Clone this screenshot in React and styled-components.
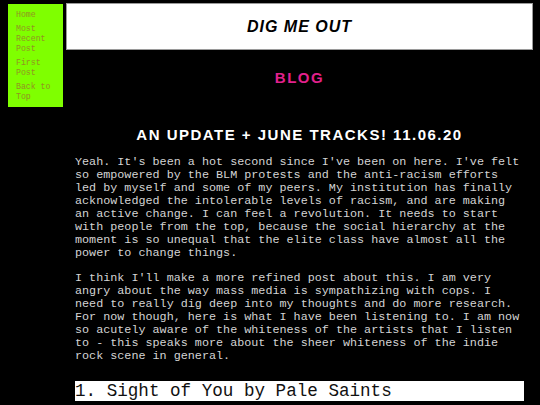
import React from "react";
import styled, { createGlobalStyle } from "styled-components";

const GlobalStyle = createGlobalStyle`
  html, body {
    margin: 0;
    padding: 0;
    background: #000000;
  }
`;

const Page = styled.div`
  display: flex;
  align-items: flex-start;
  gap: 3px;
  padding: 3px 7px 0 8px;
  width: 540px;
  height: 405px;
  box-sizing: border-box;
  overflow: hidden;
  background: #000000;
`;

const SideNav = styled.nav`
  flex: 0 0 55px;
  box-sizing: border-box;
  margin-top: 1px;
  padding: 6px 8px 5px 8px;
  background: #7fff00;
  display: flex;
  flex-direction: column;
  gap: 4px;
`;

const NavLink = styled.a`
  display: block;
  font-family: "Liberation Mono", "Courier New", monospace;
  font-size: 8.2px;
  line-height: 10px;
  color: #939322;
  text-decoration: none;
`;

const Main = styled.main`
  flex: 1;
  display: flex;
  flex-direction: column;
  align-items: stretch;
`;

const Header = styled.header`
  height: 47px;
  box-sizing: border-box;
  background: #ffffff;
  border: 1px solid #9a9a9a;
  display: flex;
  align-items: center;
  justify-content: center;
`;

const SiteTitle = styled.h1`
  margin: 0;
  font-family: "Liberation Sans", Arial, sans-serif;
  font-style: italic;
  font-weight: 700;
  font-size: 16px;
  letter-spacing: 1px;
  color: #000000;
`;

const Section = styled.h2`
  margin: ${(props) => props.gap || "18px"} 0 0;
  text-align: center;
  font-family: "Liberation Sans", Arial, sans-serif;
  font-weight: 700;
  font-size: 15px;
  letter-spacing: 1.5px;
  color: ${(props) => props.color || "#ffffff"};
  line-height: 17px;
`;

const Content = styled.div`
  padding: 0 9px;
  margin-top: 13px;
`;

const Para = styled.p`
  margin: 0 0 12px;
  font-family: "Liberation Mono", "Courier New", monospace;
  font-size: 11.75px;
  line-height: 13px;
  color: #d4d4d4;
`;

const Track = styled.h3`
  margin: 18px 0 0;
  height: 20px;
  background: #ffffff;
  font-family: "Liberation Mono", "Courier New", monospace;
  font-weight: 400;
  font-size: 17.6px;
  line-height: 20px;
  color: #111111;
  white-space: nowrap;
`;

const links = [
  { label: "Home", href: "#home" },
  { label: "Most Recent Post", href: "#recent" },
  { label: "First Post", href: "#first" },
  { label: "Back to Top", href: "#top" },
];

const App = () => {
  return (
    <>
      <GlobalStyle />
      <Page>
        <SideNav>
          {links.map((l) => (
            <NavLink key={l.label} href={l.href}>
              {l.label}
            </NavLink>
          ))}
        </SideNav>
        <Main>
          <Header>
            <SiteTitle>DIG ME OUT</SiteTitle>
          </Header>
          <Section color="#e2208c" gap="19px">BLOG</Section>
          <Section gap="40px">AN UPDATE + JUNE TRACKS! 11.06.20</Section>
          <Content>
            <Para>
              Yeah. It's been a hot second since I've been on here. I've felt so
              empowered by the BLM protests and the anti-racism efforts led by
              myself and some of my peers. My institution has finally acknowledged
              the intolerable levels of racism, and are making an active change. I
              can feel a revolution. It needs to start with people from the top,
              because the social hierarchy at the moment is so unequal that the
              elite class have almost all the power to change things.
            </Para>
            <Para>
              I think I'll make a more refined post about this. I am very angry
              about the way mass media is sympathizing with cops. I need to really
              dig deep into my thoughts and do more research. For now though, here
              is what I have been listening to. I am now so acutely aware of the
              whiteness of the artists that I listen to - this speaks more about
              the sheer whiteness of the indie rock scene in general.
            </Para>
            <Track>1. Sight of You by Pale Saints</Track>
          </Content>
        </Main>
      </Page>
    </>
  );
};

export default App;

▬▬▬▬▬▬▬▬▬▬

◆ **TO DO**
Search the data above for the word "components", then gather each line in which it appears.

◆ **RESULT OF THIS EXERCISE**
Clone this screenshot in React and styled-components.
import styled, { createGlobalStyle } from "styled-components";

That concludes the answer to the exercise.